We’ve all seen it.
Bins full of “recyclables.” Trucks on the road. Factories breaking materials down.
And yet — our waste problem keeps growing.
Why? Because recycling is:
👉 Reactive — it only deals with waste after it’s created.
👉 Energy-intensive — transport + processing add up.
👉 Value-limiting — products are stripped down, not built back up.
Australia’s Circular Economy Framework 2024 (released by Department of Climate Change, Energy, the Environment and Water) flips this thinking.

It asks: What if waste never happened in the first place?
The plan: double Australia’s circularity by 2035 through:
🔹 Designing modular, repairable, long-lasting products
🔹 Incentivising recycled inputs + bioplastics
🔹 Expanding producer responsibility for full lifecycle impact
🔹 Growing circular business models (like product-as-a-service)

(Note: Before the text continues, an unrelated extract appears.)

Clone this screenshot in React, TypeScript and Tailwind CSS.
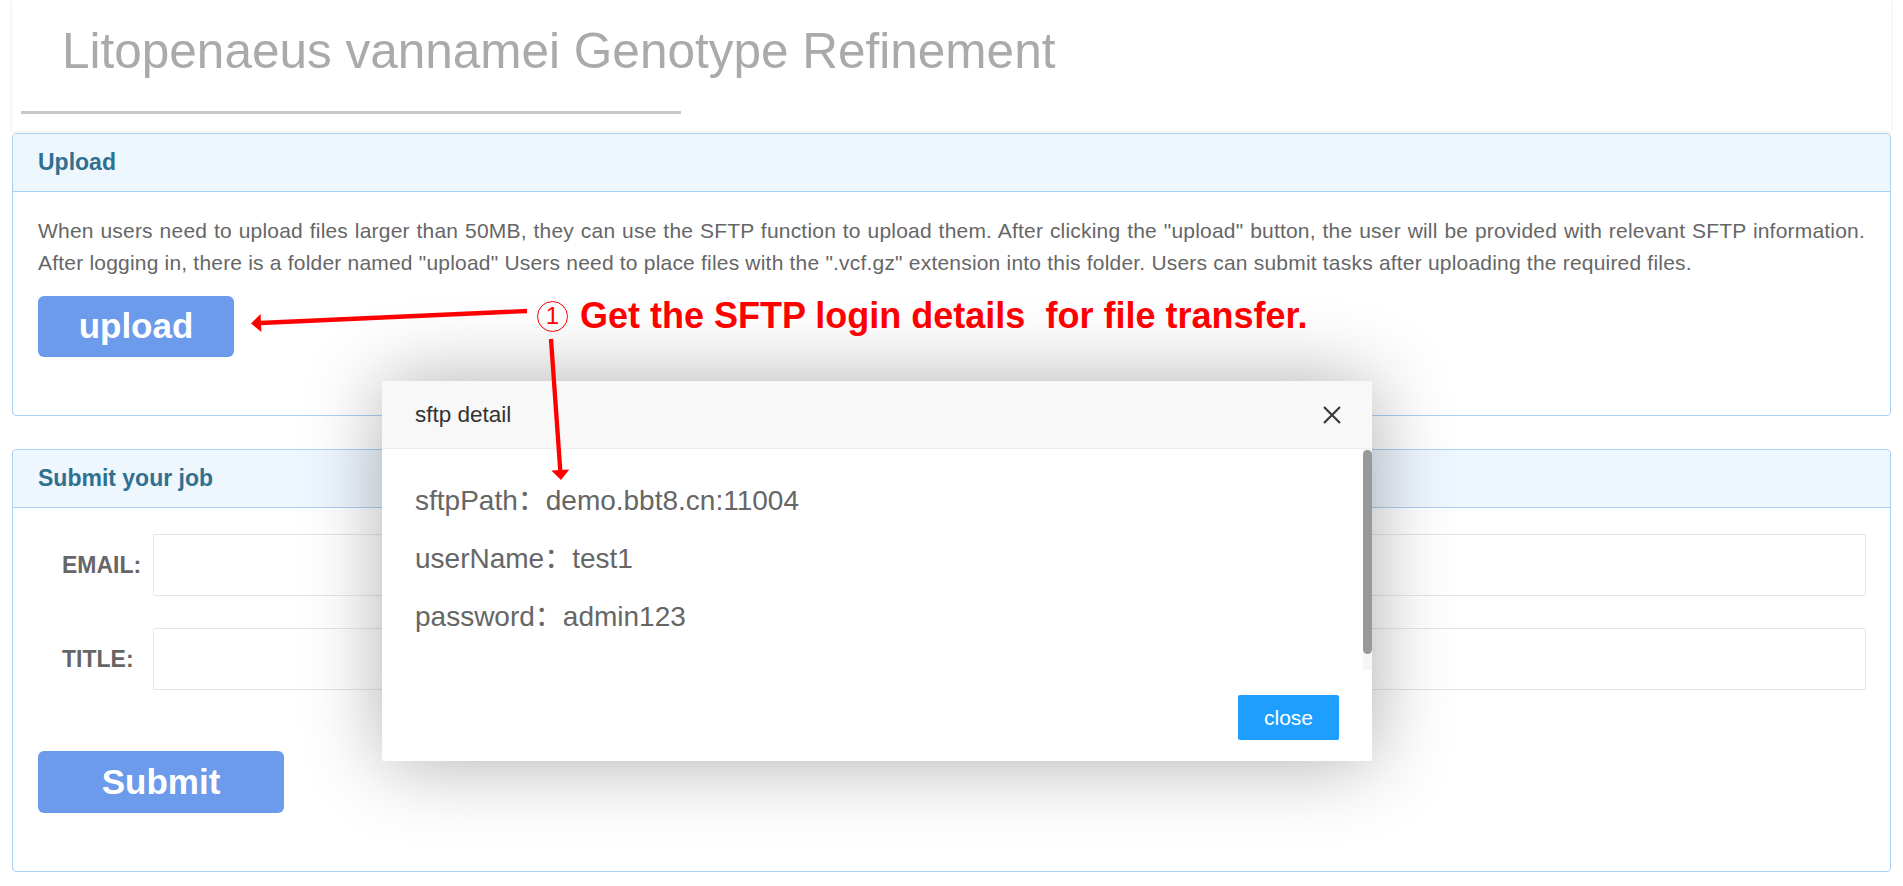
import type { ReactNode } from "react";

/** Bordered info panel with a light-blue heading strip */
function Panel({ title, className, children }: { title: string; className?: string; children: ReactNode }) {
  return (
    <section className={`rounded-[4px] border border-[#a9d0f5] bg-white ${className ?? ""}`}>
      <div className="flex h-[58px] items-center rounded-t-[4px] border-b border-[#a9d0f5] bg-[#eef6fe] pl-[25px] text-[23px] font-bold text-[#31708f]">
        {title}
      </div>
      {children}
    </section>
  );
}

function Field({ label }: { label: string }) {
  return (
    <div className="flex items-center pl-[49px] pr-[24px]">
      <label className="w-[91px] text-[23px] font-bold text-[#666]">{label}</label>
      <input type="text" className="h-[62px] flex-1 rounded-[2px] border border-[#e6e6e6] bg-white px-3 outline-none" />
    </div>
  );
}

export default function App() {
  return (
    <div className="relative min-h-[886px] overflow-hidden bg-white px-[12px] font-['Liberation_Sans',Arial,'Noto_Sans_CJK_SC',sans-serif]">
      {/* Title card */}
      <header className="flex h-[131px] flex-col bg-white shadow-[0_0_3px_rgba(0,0,0,0.12)]">
        <h1 className="pl-[50px] pt-[26px] text-[49.5px] leading-[50px] font-normal text-[#aaaaaa]">
          Litopenaeus vannamei Genotype Refinement
        </h1>
        <div className="ml-[9px] mt-[35px] h-[3px] w-[660px] bg-[#c8c8c8]" />
      </header>

      {/* Upload */}
      <Panel title="Upload" className="mt-[2px]">
        <div className="px-[25px] pb-[58px] pt-[23px]">
          <p className="text-justify text-[21px] leading-[31.5px] tracking-[0.2px] text-[#666]">
            When users need to upload files larger than 50MB, they can use the SFTP function to upload them. After
            clicking the "upload" button, the user will be provided with relevant SFTP information. After logging in,
            there is a folder named "upload" Users need to place files with the ".vcf.gz" extension into this folder.
            Users can submit tasks after uploading the required files.
          </p>
          <button
            type="button"
            className="mt-[18px] h-[61px] w-[196px] rounded-[6px] bg-[#6b9bea] text-[35px] font-bold text-white"
          >
            upload
          </button>
        </div>
      </Panel>

      {/* Submit your job */}
      <Panel title="Submit your job" className="mt-[33px]">
        <div className="flex flex-col pb-[58px] pt-[26px]">
          <Field label="EMAIL:" />
          <div className="mt-[32px]">
            <Field label="TITLE:" />
          </div>
          <div className="pl-[25px]">
            <button
              type="button"
              className="mt-[61px] h-[62px] w-[246px] rounded-[6px] bg-[#6b9bea] text-[35px] font-bold text-white"
            >
              Submit
            </button>
          </div>
        </div>
      </Panel>

      {/* sftp detail dialog */}
      <div className="absolute left-[382px] top-[381px] flex w-[990px] flex-col rounded-[2px] bg-white shadow-[1px_1px_80px_rgba(0,0,0,0.32)]">
        <div className="flex h-[68px] items-center justify-between border-b border-[#eeeeee] bg-[#f8f8f8] pl-[33px] pr-[31px]">
          <span className="text-[22.5px] text-[#333]">sftp detail</span>
          <svg width="18" height="18" viewBox="0 0 18 18" aria-hidden="true">
            <path d="M1 1 L17 17 M17 1 L1 17" stroke="#3a3a3a" strokeWidth="2.2" />
          </svg>
        </div>
        <div className="relative h-[221px] overflow-hidden">
          <div className="pb-[40px] pl-[33px] pt-[23px] text-[28px] leading-[58px] text-[#666]">
            <p>sftpPath：demo.bbt8.cn:11004</p>
            <p>userName：test1</p>
            <p>password：admin123</p>
          </div>
          {/* scrollbar */}
          <div className="absolute right-0 top-0 h-full w-[9px] bg-[#f6f6f6]">
            <div className="mt-[1px] h-[204px] w-full rounded-full bg-[#999]" />
          </div>
        </div>
        <div className="flex h-[91px] justify-end pr-[33px] pt-[25px]">
          <button type="button" className="h-[45px] w-[101px] rounded-[2px] bg-[#1e9fff] text-[21px] text-white">
            close
          </button>
        </div>
      </div>

      {/* Annotation overlay */}
      <svg className="pointer-events-none absolute left-0 top-0" width="1903" height="886" aria-hidden="true">
        <line x1="527" y1="311" x2="260" y2="323" stroke="#ff0000" strokeWidth="4.3" />
        <polygon points="251,323.5 261.4,332 260.6,314" fill="#ff0000" />
        <line x1="551" y1="339" x2="560.3" y2="471" stroke="#ff0000" strokeWidth="4.3" />
        <polygon points="561,480 569.3,469.4 551.3,470.6" fill="#ff0000" />
      </svg>
      <div className="pointer-events-none absolute left-[537px] top-[297px] flex items-center gap-[12px] text-[#ff0000]">
        <span className="flex h-[31px] w-[31px] items-center justify-center rounded-full border-[1.5px] border-[#ff0000] text-[24px] leading-none">
          1
        </span>
        <span className="text-[36px] font-bold leading-[38px]">
          Get the SFTP login details&nbsp; for file transfer.
        </span>
      </div>
    </div>
  );
}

🔹 Reforming policy to embed circularity in supply chains
Here’s the catch → recycling rates won’t magically rise. Waste won’t just disappear. Circular design won’t become standard… unless industries, governments, and communities stick with it — even when it’s complex, costly, or inconvenient.
Because circularity isn’t something you “try.”
It requires:
✅ Habits embedded into every design & procurement decision
✅ Cross-sector coordination across supply chains
✅ Clear metrics + accountability
✅ Long-term policy beyond election cycles
The framework gives us the what.
The how will decide whether Australia builds not just a greener economy, but a lasting economy.
What role do you think businesses should play in making circularity the norm?